Ce mois-ci, cela fait deux ans qu’Éric et moi sommes nomades. Nomades, c’est-à-dire en mouvements ; nomades : de lieu en lieu — d’espaces en espaces. Les paysages défilent, l’asphalte, les parkings, les plages, les retraites, les visages, toutes les mailles d’un réseau sur lequel danser, un ensemble de joies immenses et de galères moindres, un grand jeu de piste où : suivre les signes, laisser filer le doigt sur la carte (les doigts qui dérapent et traversent les océans, les continents, mais les corps ne suivent pas, pas encore), chercher les réponses aux questions que le mouvement soulève.
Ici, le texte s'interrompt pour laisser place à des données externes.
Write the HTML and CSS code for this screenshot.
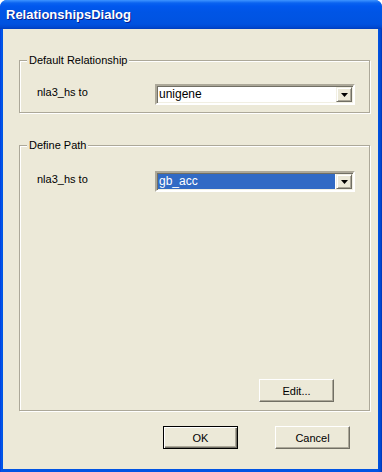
FILE: index.html
```html
<!DOCTYPE html>
<html lang="en">
<head>
    <meta charset="UTF-8">
    <meta name="viewport" content="width=device-width, initial-scale=1.0">
    <title>RelationshipsDialog</title>
    <link rel="stylesheet" href="styles.css">
</head>
<body>
    <div class="window">
        <div class="titlebar">
            <span class="title">RelationshipsDialog</span>
        </div>
        <div class="client">
            <fieldset class="group group-default">
                <legend>Default Relationship</legend>
                <div class="group-body">
                    <div class="row">
                        <label class="row-label">nla3_hs to</label>
                        <div class="combo">
                            <span class="combo-value">unigene</span>
                            <span class="combo-btn">
                                <svg width="7" height="4" viewBox="0 0 7 4"><path d="M0 0h7L3.5 4z" fill="#000"/></svg>
                            </span>
                        </div>
                    </div>
                </div>
            </fieldset>

            <fieldset class="group group-path">
                <legend>Define Path</legend>
                <div class="group-body">
                    <div class="row">
                        <label class="row-label">nla3_hs to</label>
                        <div class="combo focused">
                            <span class="combo-value">gb_acc</span>
                            <span class="combo-btn">
                                <svg width="7" height="4" viewBox="0 0 7 4"><path d="M0 0h7L3.5 4z" fill="#000"/></svg>
                            </span>
                        </div>
                    </div>
                    <div class="group-actions">
                        <button class="btn">Edit...</button>
                    </div>
                </div>
            </fieldset>

            <div class="dialog-actions">
                <button class="btn btn-default">OK</button>
                <button class="btn">Cancel</button>
            </div>
        </div>
    </div>
</body>
</html>
```

FILE: styles.css
```css
body {
    margin: 0;
    font-family: "Liberation Sans", Arial, sans-serif;
    font-size: 11px;
    color: #000;
    background-color: #fff;
}

.window {
    width: 382px;
    height: 472px;
    display: flex;
    flex-direction: column;
    background: linear-gradient(to right, #0831d9 0, #0056ea 1px, #0054e3 3px, #0054e3 378px, #0050dc 379px, #0044cc 381px, #002fb0 382px);
    border-radius: 7px 7px 0 0;
    overflow: hidden;
}

.titlebar {
    height: 29px;
    flex-shrink: 0;
    display: flex;
    align-items: center;
    padding: 0 0 1px 6px;
    box-sizing: border-box;
    background: linear-gradient(#3d95ff 0, #2d84fb 1px, #0a63f0 3px, #0058ee 6px, #0055e5 12px, #0054e3 18px, #0052e0 24px, #0049d2 27px, #003dbd 29px);
}

.title {
    color: #fff;
    font-family: "Liberation Sans", Arial, sans-serif;
    font-weight: bold;
    font-size: 13px;
    text-shadow: 1px 1px 0 #0a1e8c;
}

.client {
    flex: 1;
    margin: 0 4px 3px 3px;
    padding: 25px 7px 0 16px;
    background-color: #ece9d8;
    display: flex;
    flex-direction: column;
}

.group {
    margin: 0 1px 0 0;
    padding: 0;
    min-inline-size: 0;
    border: 1px solid #aca899;
    box-shadow: 1px 1px 0 #fff, inset 1px 1px 0 #fff;
}

.group legend {
    margin-left: 7px;
    padding: 0 2px;
    line-height: 13px;
    background-color: #ece9d8;
}

.group-default .group-body {
    padding: 17px 14px 7px 17px;
}

.group-path {
    margin-top: 26px;
}

.group-path .group-body {
    height: 258px;
    box-sizing: border-box;
    padding: 19px 14px 8px 17px;
    display: flex;
    flex-direction: column;
}

.row {
    display: flex;
    align-items: flex-start;
}

.row-label {
    width: 118px;
    flex-shrink: 0;
    line-height: 13px;
    padding-top: 2px;
}

.combo {
    width: 200px;
    height: 21px;
    box-sizing: border-box;
    display: flex;
    align-items: stretch;
    background-color: #fff;
    border-style: solid;
    border-width: 2px;
    border-color: #aca899 #fff #fff #aca899;
    box-shadow: inset 1px 1px 0 #716f64, inset -1px -1px 0 #f1efe2;
    padding: 0;
}

.combo-value {
    flex: 1;
    font-size: 12px;
    line-height: 15px;
    padding: 0 2px 0 1px;
    margin: 1px 0 1px 1px;
}

.focused .combo-value {
    background-color: #316ac5;
    color: #fff;
}

.combo-btn {
    width: 16px;
    margin: 1px 1px 1px 1px;
    box-sizing: border-box;
    display: flex;
    align-items: center;
    justify-content: center;
    background-color: #ece9d8;
    border-style: solid;
    border-width: 1px;
    border-color: #f1efe2 #716f64 #716f64 #f1efe2;
    box-shadow: inset 1px 1px 0 #fff, inset -1px -1px 0 #aca899;
}

.group-actions {
    margin-top: auto;
    display: flex;
    justify-content: flex-end;
    padding-right: 21px;
}

.btn {
    width: 75px;
    height: 23px;
    padding: 0;
    font-family: "Liberation Sans", Arial, sans-serif;
    font-size: 11px;
    color: #000;
    background-color: #ece9d8;
    border-style: solid;
    border-width: 1px;
    border-color: #fff #716f64 #716f64 #fff;
    box-shadow: inset -1px -1px 0 #aca899;
    cursor: pointer;
}

.btn-default {
    border-color: #000;
    box-shadow: inset 1px 1px 0 #fff, inset -1px -1px 0 #716f64, inset -2px -2px 0 #aca899;
}

.dialog-actions {
    display: flex;
    gap: 37px;
    justify-content: flex-end;
    padding-right: 21px;
    margin-top: 15px;
}
```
Dans ce nomadisme qui est nôtre (je l’écris dans presque toutes les lettres que j’envoie) le temps se dilate et se contracte, prend une substance nouvelle, tout en accélérations et suspensions. Nous nous installons dans ce temps du voyage qui est fluide — apprendre à quitter, à fixer sur la rétine, à imprimer en soi les goûts, les odeurs, les détails qui construisent un lieu (matières, sons, substances), à dire au revoir, à sentir le moment du départ après un jour, deux semaines, trois mois parfois.
L’écriture, sa pratique, se sont modifiées : quelque chose de plus lent, de parfois fulgurant, fractionné par les déplacements, les contingences, les quêtes, la farniente, l’amour. Une écriture modelée par le mouvement autant que par la vie dans la Nature, le contact du sable sous les pieds, les nuits étoilées, les traversées d’interzones ou d’hétérotopies. Moins de critiques littéraires, pour moi (beaucoup de très belles lectures), mais : un roman dont l’écriture s’est à la fois étirée et condensée et qui s’achève presque, quelques textes courts accompagnés de photographies publiés sur les réseaux sociaux que je regroupe dans Instantanés (et quelques articles photographiques publiés dans Regard), quelques enregistrements audio et vidéo pas encore édités ni publiés…
J’ai longtemps hésité avant de parler ici de nomadisme (je ne le fais que brièvement, maladroitement, car il faudrait beaucoup de mots pour circonscrire ou appréhender), il me semble que c’est le moment et que, peut être, aborder ce grand pan de la vie, ce qui aujourd’hui est devenu indissociable de la vie, permettra de mieux partager, de donner un contexte aux mots, aux écrits.